Were you aware of the fact that Salvador Dalí and Walt Disney actually collaborated on a film together? I wasn’t. To be precise, they started doing so after they met casually at a dinner party in 1945. They both admired each other’s art, and so they conspired to work together.
For some time, the project remained a secret. Based on a Mexican ballad, Dalí began working on first storyboards. He incorporated a new technique inspired by the work of Sigmund Freud on the subconscious and the inclusion of hidden and double images. The film project was abandoned 1946 due to the economic downfall in the aftermath of WWII, however, Dalí’s storyboards, sketches, and paintings were saved. It was not before 2001 that the production was revived by their successors, and in 2003 Destino finally saw the light of day.
The 6’30” full version is openly accessible in High Definition on YouTube, enjoy below and dream away.

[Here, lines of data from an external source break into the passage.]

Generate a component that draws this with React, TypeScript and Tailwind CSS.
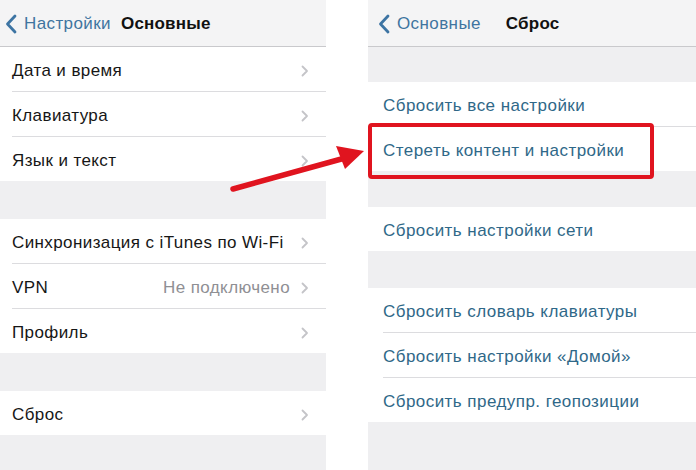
import React from "react";

const font = { fontFamily: '"Liberation Sans", Arial, sans-serif' };

function Chevron() {
  return (
    <svg width="8" height="12" viewBox="0 0 8 12" className="shrink-0">
      <path d="M1.5 1.5 L6 6 L1.5 10.5" fill="none" stroke="#c4c4c8" strokeWidth="1.8" strokeLinecap="round" strokeLinejoin="round" />
    </svg>
  );
}

function BackChevron() {
  return (
    <svg width="12" height="20" viewBox="0 0 12 20" className="shrink-0">
      <path d="M10 2 L2.5 10 L10 18" fill="none" stroke="#3d74a3" strokeWidth="2.8" strokeLinecap="round" strokeLinejoin="round" />
    </svg>
  );
}

function LeftRow({ label, value, sep = true }: { label: string; value?: string; sep?: boolean }) {
  return (
    <div className="relative bg-white">
      <div className="h-[44px] flex items-center pl-[12px] pr-[17px] pt-[3px]">
        <span className="flex-1 text-[17px] tracking-[0.4px] text-[#161616] whitespace-nowrap">{label}</span>
        {value && <span className="mr-[11px] text-[17px] tracking-[0.4px] text-[#8f8f94]">{value}</span>}
        <Chevron />
      </div>
      {sep && <div className="ml-[12px] h-px bg-[#dcdcdf]" />}
    </div>
  );
}

function RightRow({ label, sep = true }: { label: string; sep?: boolean }) {
  return (
    <div className="bg-white">
      <div className="h-[44px] flex items-center pl-[15px] pt-[3px]">
        <span className="text-[17px] tracking-[0.45px] text-[#2f6888] whitespace-nowrap">{label}</span>
      </div>
      {sep && <div className="ml-[15px] h-px bg-[#dcdcdf]" />}
    </div>
  );
}

export default function App() {
  return (
    <div className="relative w-[696px] h-[470px] overflow-hidden bg-white" style={font}>
      <div className="flex h-full gap-[42px]">
        {/* Left panel */}
        <div className="w-[326px] flex flex-col">
          <div className="h-[46px] bg-[#f4f4f5] flex items-center pl-[5px] pt-[2px]">
            <BackChevron />
            <span className="ml-[7px] text-[17px] tracking-[0.4px] text-[#3f74a0]">Настройки</span>
            <span className="ml-[10px] text-[17px] tracking-[0.2px] font-semibold text-[#111]">Основные</span>
          </div>
          <div className="h-px bg-[#c9c9cc]" />
          <LeftRow label="Дата и время" />
          <LeftRow label="Клавиатура" />
          <LeftRow label="Язык и текст" sep={false} />
          <div className="h-[38px] bg-[#efeff1]" />
          <LeftRow label="Синхронизация с iTunes по Wi-Fi" />
          <LeftRow label="VPN" value="Не подключено" />
          <LeftRow label="Профиль" sep={false} />
          <div className="h-[38px] bg-[#efeff1]" />
          <LeftRow label="Сброс" sep={false} />
          <div className="flex-1 bg-[#efeff1]" />
        </div>

        {/* Right panel */}
        <div className="flex-1 flex flex-col">
          <div className="h-[46px] bg-[#f4f4f5] flex items-center pl-[10px] pt-[2px]">
            <BackChevron />
            <span className="ml-[7px] text-[17px] tracking-[0.4px] text-[#3f74a0]">Основные</span>
            <span className="ml-[25px] text-[17px] tracking-[0.2px] font-semibold text-[#111]">Сброс</span>
          </div>
          <div className="h-px bg-[#c9c9cc]" />
          <div className="h-[35px] bg-[#efeff1]" />
          <RightRow label="Сбросить все настройки" />
          <RightRow label="Стереть контент и настройки" sep={false} />
          <div className="h-[36px] bg-[#efeff1]" />
          <RightRow label="Сбросить настройки сети" sep={false} />
          <div className="h-[37px] bg-[#efeff1]" />
          <RightRow label="Сбросить словарь клавиатуры" />
          <RightRow label="Сбросить настройки «Домой»" />
          <RightRow label="Сбросить предупр. геопозиции" sep={false} />
          <div className="flex-1 bg-[#efeff1]" />
        </div>
      </div>

      {/* Red highlight box */}
      <div className="absolute left-[368px] top-[123px] w-[286px] h-[56px] border-[4px] border-[#e0141f] rounded-[4px]" />

      {/* Red arrow */}
      <svg className="absolute left-0 top-0 pointer-events-none" width="696" height="470" viewBox="0 0 696 470">
        <line x1="233" y1="189" x2="345" y2="158" stroke="#e0141f" strokeWidth="5.5" strokeLinecap="round" />
        <polygon points="364,151 336,146 345,169" fill="#e0141f" />
      </svg>
    </div>
  );
}
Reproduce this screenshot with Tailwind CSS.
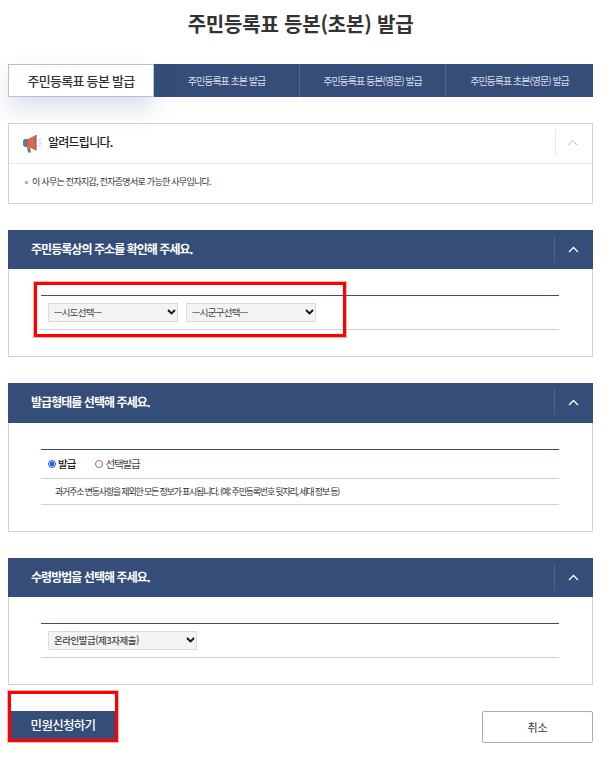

This pearl premiered at the Annecy International Animation Film Festival, and scored six international awards as well as an Academy Award nomination in 2004 for Best Short Film (Animated). In spite of that exposure Destino somehow managed to fly under the radar unnoticed even for many movie enthusiasts.
A beautiful side note are the quotes of both artists about this piece. While Disney saw Destino as “a simple story about a young girl in search of true love” Dalí called it “a magical exposition on the problem of life in the labyrinth of time”.